┌────────
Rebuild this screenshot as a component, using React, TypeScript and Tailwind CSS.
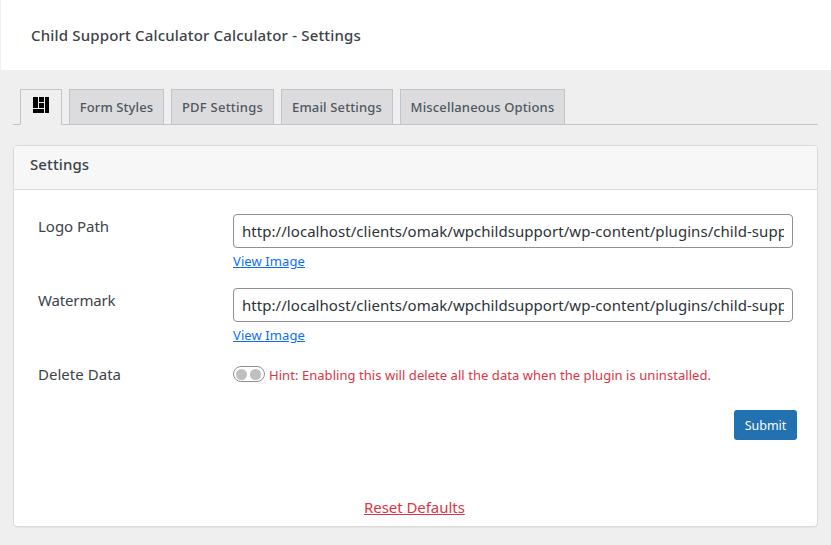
const tabs = [
  { label: "Form Styles", width: "w-[95px]", tracking: "tracking-[0.09px]" },
  { label: "PDF Settings", width: "w-[103px]", tracking: "tracking-[0.24px]" },
  { label: "Email Settings", width: "w-[112px]", tracking: "tracking-[0.14px]" },
  { label: "Miscellaneous Options", width: "w-[165px]", tracking: "tracking-[0.15px]" },
];

const path =
  "http://localhost/clients/omak/wpchildsupport/wp-content/plugins/child-support-calculator/images/logo.png";

function PathField({ label, tracking }: { label: string; tracking: string }) {
  return (
    <div className="flex h-[74px]">
      <div className={`w-[195px] pt-px text-[15px] leading-[22px] ${tracking}`}>{label}</div>
      <div className="w-[560px]">
        <input
          type="text"
          readOnly
          value={path}
          className="block h-[34px] w-full rounded-[4px] border border-[#8c8f94] bg-white px-2 text-[15px] tracking-[0.05px] text-[#2c3338] outline-none"
        />
        <a className="mt-[3px] block w-fit text-[13px] leading-[20px] tracking-[0.1px] text-[#0d6efd] underline">
          View Image
        </a>
      </div>
    </div>
  );
}

export default function App() {
  return (
    <div className="h-[545px] w-[831px] overflow-hidden bg-[#efefef] font-['Noto_Sans',sans-serif] text-[#3c434a]">
      <header className="ml-px flex h-[70px] items-center bg-white pl-[30px]">
        <h1 className="text-[15px] font-medium tracking-[0.17px]">
          Child Support Calculator Calculator - Settings
        </h1>
      </header>

      <nav className="mx-[13px] mt-[19px] flex h-[36px] items-start gap-[7px] border-b border-[#c3c4c7] pl-[7px]">
        <div className="flex h-[36px] w-[42px] justify-center border border-b-[#efefef] border-[#c3c4c7] bg-[#efefef] pt-[7px]">
          <svg width="16" height="16" viewBox="0 0 16 16" shapeRendering="crispEdges" fill="#000">
            <rect x="0" y="0" width="5" height="11" />
            <rect x="6" y="0" width="5" height="5" />
            <rect x="6" y="6" width="5" height="5" />
            <rect x="0" y="12" width="11" height="4" />
            <rect x="12" y="0" width="4" height="16" />
          </svg>
        </div>
        {tabs.map((t) => (
          <div
            key={t.label}
            className={`flex h-[35px] items-center justify-center whitespace-nowrap border border-b-0 border-[#c3c4c7] bg-[#dcdcde] pt-px text-[13px] font-medium text-[#50575e] ${t.width} ${t.tracking}`}
          >
            {t.label}
          </div>
        ))}
      </nav>

      <main className="mx-[13px] mt-[20px] flex h-[382px] flex-col rounded-[4px] border border-[#dadada] bg-white shadow-[0_1px_1px_rgba(0,0,0,0.04)]">
        <div className="h-[44px] rounded-t-[3px] border-b border-[#dadada] bg-[#f7f7f7] pl-4 pt-[6px] text-[15px] font-medium leading-[24px] tracking-[0.1px]">
          Settings
        </div>
        <div className="flex flex-col pl-[24px] pt-[24px]">
          <PathField label="Logo Path" tracking="tracking-[-0.03px]" />
          <PathField label="Watermark" tracking="tracking-[-0.15px]" />
          <div className="flex h-[48px]">
            <div className="w-[195px] pt-px text-[15px] leading-[22px] tracking-[0.03px]">
              Delete Data
            </div>
            <div className="flex h-[24px] items-center">
              <div className="mr-[4px] flex h-4 w-8 items-center gap-[3px] rounded-full border border-[#8c8f94] bg-white pl-[1.5px]">
                <span className="size-[11px] rounded-full bg-[#bfbfbf]" />
                <span className="size-[11px] rounded-full bg-[#bfbfbf]" />
              </div>
              <span className="whitespace-nowrap pt-[2px] text-[13px] leading-[20px] tracking-[0.05px] text-[#dc3545]">
                Hint: Enabling this will delete all the data when the plugin is uninstalled.
              </span>
            </div>
          </div>
        </div>
        <div className="flex justify-end pr-[20px]">
          <button className="h-[30px] w-[63px] rounded-[3px] bg-[#2271b1] pt-px text-[12.5px] leading-[29px] text-white">
            Submit
          </button>
        </div>
        <a className="ml-[350px] mt-[56px] w-fit text-[15px] leading-[22px] tracking-[-0.05px] text-[#dc3545] underline">
          Reset Defaults
        </a>
      </main>
    </div>
  );
}
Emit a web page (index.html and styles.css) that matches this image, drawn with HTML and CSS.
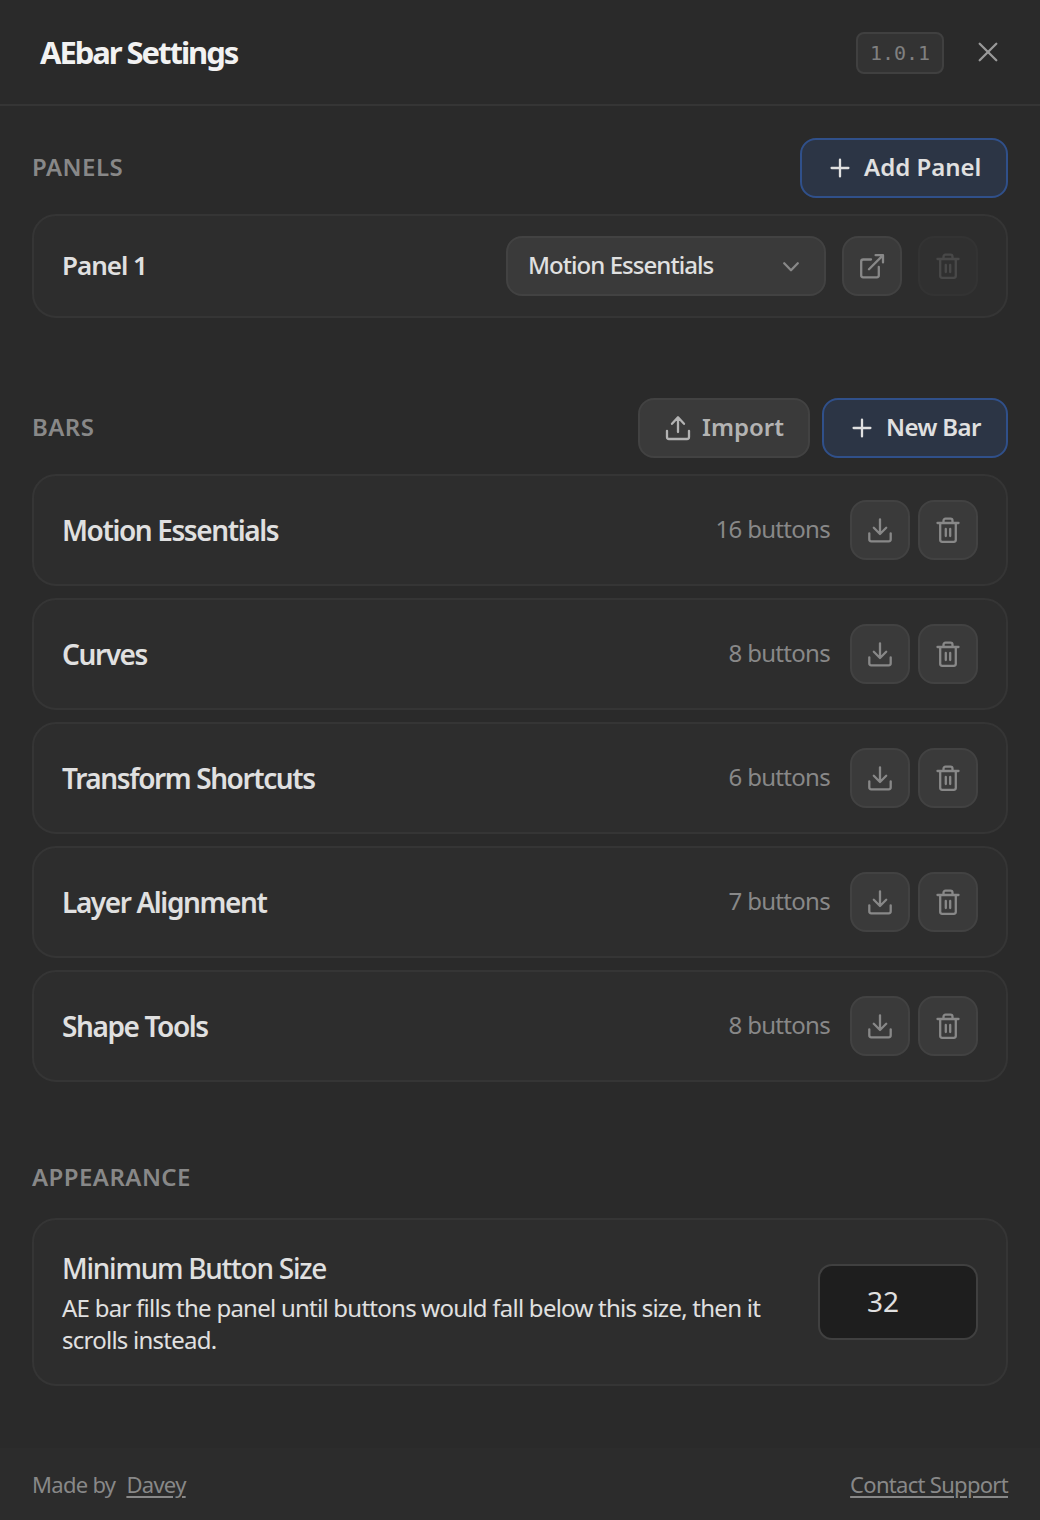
FILE: index.html
```
<!DOCTYPE html>
<html lang="en">
<head>
    <meta charset="UTF-8">
    <meta name="viewport" content="width=device-width, initial-scale=1.0">
    <title>AEbar Settings</title>
    <link rel="stylesheet" href="styles.css">
</head>
<body>
    <!-- Shared icons -->
    <svg class="sprite" aria-hidden="true">
        <symbol id="plus" viewBox="0 0 28 28"><path d="M14 5.6v16.8M5.6 14h16.8"/></symbol>
        <symbol id="close" viewBox="0 0 28 28"><path d="M5.7 5.7l16.6 16.6M22.3 5.7L5.7 22.3"/></symbol>
        <symbol id="chevron" viewBox="0 0 28 28"><path d="M7.2 11.3l6.8 7 6.8-7"/></symbol>
        <symbol id="external" viewBox="0 0 28 28"><path d="M13 7.5H5.2a2 2 0 0 0-2 2v13.8a2 2 0 0 0 2 2h13.6a2 2 0 0 0 2-2V15M11 17.2L24.8 3.4M17.6 3.2H25v7.2"/></symbol>
        <symbol id="trash" viewBox="0 0 28 28"><path d="M3.5 7h21M6.2 7v16.8a2 2 0 0 0 2 2h11.6a2 2 0 0 0 2-2V7M9.5 7V4.7a2 2 0 0 1 2-2h5a2 2 0 0 1 2 2V7M11.8 13v7M16.2 13v7"/></symbol>
        <symbol id="download" viewBox="0 0 28 28"><path d="M3.3 17.3v6a2 2 0 0 0 2 2h17.4a2 2 0 0 0 2-2v-6M14 3.3V18M7.8 11.8L14 18l6.2-6.2"/></symbol>
        <symbol id="upload" viewBox="0 0 28 28"><path d="M3 16.8V23a2 2 0 0 0 2 2h18a2 2 0 0 0 2-2v-6.2M14 3.3V18M8 9.8l6-6.5 6 6.5"/></symbol>
    </svg>

    <header class="header">
        <h1>AEbar Settings</h1>
        <span class="version">1.0.1</span>
        <button class="close-btn" aria-label="Close"><svg class="icon"><use href="#close"/></svg></button>
    </header>

    <main>
        <section>
            <div class="section-head">
                <h2>PANELS</h2>
                <button class="btn primary add-panel"><svg class="icon"><use href="#plus"/></svg><span>Add Panel</span></button>
            </div>
            <div class="card panel-card">
                <span class="panel-name">Panel 1</span>
                <button class="select"><span>Motion Essentials</span><svg class="icon"><use href="#chevron"/></svg></button>
                <button class="icon-btn" aria-label="Open panel"><svg class="icon"><use href="#external"/></svg></button>
                <button class="icon-btn" aria-label="Delete panel" disabled><svg class="icon"><use href="#trash"/></svg></button>
            </div>
        </section>

        <section>
            <div class="section-head">
                <h2>BARS</h2>
                <button class="btn import"><svg class="icon"><use href="#upload"/></svg><span>Import</span></button>
                <button class="btn primary new-bar"><svg class="icon"><use href="#plus"/></svg><span>New Bar</span></button>
            </div>
            <div class="bar-list">
                <div class="card bar">
                    <span class="bar-name">Motion Essentials</span>
                    <span class="count">16 buttons</span>
                    <button class="icon-btn" aria-label="Export"><svg class="icon"><use href="#download"/></svg></button>
                    <button class="icon-btn" aria-label="Delete"><svg class="icon"><use href="#trash"/></svg></button>
                </div>
                <div class="card bar">
                    <span class="bar-name">Curves</span>
                    <span class="count">8 buttons</span>
                    <button class="icon-btn" aria-label="Export"><svg class="icon"><use href="#download"/></svg></button>
                    <button class="icon-btn" aria-label="Delete"><svg class="icon"><use href="#trash"/></svg></button>
                </div>
                <div class="card bar">
                    <span class="bar-name">Transform Shortcuts</span>
                    <span class="count">6 buttons</span>
                    <button class="icon-btn" aria-label="Export"><svg class="icon"><use href="#download"/></svg></button>
                    <button class="icon-btn" aria-label="Delete"><svg class="icon"><use href="#trash"/></svg></button>
                </div>
                <div class="card bar">
                    <span class="bar-name">Layer Alignment</span>
                    <span class="count">7 buttons</span>
                    <button class="icon-btn" aria-label="Export"><svg class="icon"><use href="#download"/></svg></button>
                    <button class="icon-btn" aria-label="Delete"><svg class="icon"><use href="#trash"/></svg></button>
                </div>
                <div class="card bar">
                    <span class="bar-name">Shape Tools</span>
                    <span class="count">8 buttons</span>
                    <button class="icon-btn" aria-label="Export"><svg class="icon"><use href="#download"/></svg></button>
                    <button class="icon-btn" aria-label="Delete"><svg class="icon"><use href="#trash"/></svg></button>
                </div>
            </div>
        </section>

        <section>
            <div class="section-head appearance-head">
                <h2>APPEARANCE</h2>
            </div>
            <div class="card setting">
                <div class="setting-text">
                    <h3>Minimum Button Size</h3>
                    <p>AE bar fills the panel until buttons would fall below this size, then it<br>scrolls instead.</p>
                </div>
                <input class="size-input" type="text" value="32" aria-label="Minimum button size">
            </div>
        </section>
    </main>

    <footer>
        <span>Made by <a class="author" href="#">Davey</a></span>
        <a class="support" href="#">Contact Support</a>
    </footer>
</body>
</html>
```
FILE: styles.css
```
* { box-sizing: border-box; margin: 0; padding: 0; }

body {
    font-family: "Noto Sans", sans-serif;
    background: #2a2a2a;
    color: #e0e0e0;
    height: 1520px;
    display: flex;
    flex-direction: column;
    overflow: hidden;
}
button, input { font-family: inherit; color: inherit; }
button { cursor: pointer; white-space: nowrap; }

.sprite { display: none; }
.icon {
    width: 28px; height: 28px; flex: none;
    fill: none; stroke: currentColor; stroke-width: 2.3;
    stroke-linecap: round; stroke-linejoin: round;
}

/* Header */
.header {
    display: flex; align-items: center; flex: none;
    height: 106px; padding: 0 38px 0 40px;
    border-bottom: 2px solid #353535;
}
h1 {
    flex: 1; font-size: 31px; font-weight: 700;
    color: #f2f2f2; letter-spacing: -2.05px;
}
.version {
    width: 88px; height: 42px; line-height: 38px; margin-top: 2px;
    border: 2px solid #404040; border-radius: 8px;
    background: #333; color: #808080; text-align: center;
    font-family: "DejaVu Sans Mono", monospace; font-size: 20px;
}
.close-btn {
    display: flex; margin-left: 30px;
    border: none; background: none; color: #999;
}

/* Sections */
main { flex: 1; min-height: 0; padding: 32px 32px 0; }
section { margin-bottom: 80px; }
.section-head {
    display: flex; align-items: center; gap: 12px;
    height: 60px; margin-bottom: 16px;
}
.appearance-head { height: 32px; margin-bottom: 24px; }
h2 {
    flex: 1; padding-bottom: 3px; font-size: 24px; font-weight: 600;
    color: #888; letter-spacing: 0.45px;
}
.card {
    display: flex; align-items: center;
    background: #2d2d2d; border: 2px solid #353535;
    border-radius: 24px; padding: 0 28px;
}

/* Buttons */
.btn {
    display: flex; align-items: center; height: 60px;
    border: 2px solid #424242; border-radius: 16px;
    background: #3a3a3a; color: #b3b3b3;
    font-size: 24px; font-weight: 600;
}
.btn span, .select span { padding-bottom: 3px; }
.primary { background: #2c3545; border-color: #30508a; color: #e0e0e0; }
.add-panel { width: 208px; padding-left: 24px; gap: 10px; }
.new-bar { width: 186px; padding-left: 24px; gap: 10px; letter-spacing: -0.6px; }
.import { width: 172px; padding-left: 24px; gap: 10px; }
.icon-btn {
    display: flex; align-items: center; justify-content: center;
    width: 60px; height: 60px; flex: none;
    background: #3a3a3a; border: 2px solid #424242;
    border-radius: 16px; color: #888;
}
.icon-btn:disabled { opacity: 0.3; cursor: default; }

/* Panels */
.panel-card { height: 104px; gap: 16px; }
.panel-name { flex: 1; padding-bottom: 2px; font-size: 26px; font-weight: 600; letter-spacing: -1px; }
.select {
    display: flex; align-items: center; justify-content: space-between;
    width: 320px; height: 60px; padding: 0 19px 0 20px;
    background: #3a3a3a; border: 2px solid #424242; border-radius: 16px;
    font-size: 24px; font-weight: 500; letter-spacing: -0.95px;
}
.select .icon { color: #888; }

/* Bars */
.bar-list { display: flex; flex-direction: column; gap: 12px; }
.bar { height: 112px; gap: 8px; }
.bar-name { flex: 1; font-size: 28px; font-weight: 600; letter-spacing: -1.4px; }
.count { margin-right: 12px; padding-bottom: 3px; font-size: 24px; color: #888; letter-spacing: -0.7px; }

/* Appearance */
.setting { height: 168px; }
.setting-text { flex: 1; padding-top: 2px; white-space: nowrap; }
h3 { font-size: 28px; line-height: 36px; font-weight: 500; letter-spacing: -1.25px; }
p { margin-top: 6px; font-size: 24px; line-height: 32px; letter-spacing: -0.75px; }
.size-input {
    width: 160px; height: 76px; padding: 0 30px 2px 0;
    background: #1e1e1e; border: 2px solid #404040; border-radius: 14px;
    font-size: 28px; text-align: center;
}

/* Footer */
footer {
    display: flex; justify-content: space-between; align-items: center; flex: none;
    height: 72px; padding: 0 32px;
    background: #2c2c2c; color: #888;
    font-size: 22px; letter-spacing: -0.7px;
}
footer a { color: inherit; text-underline-offset: 3px; text-decoration-thickness: 2px; }
.author { margin-left: 6px; }
```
└────────
[WHAT TO WORK ON] In the entries above, find each line with the word "html" and show it.

[EXPECTED OUTPUT]
Emit a web page (index.html and styles.css) that matches this image, drawn with HTML and CSS.
FILE: index.html
<!DOCTYPE html>
<html lang="en">
</html>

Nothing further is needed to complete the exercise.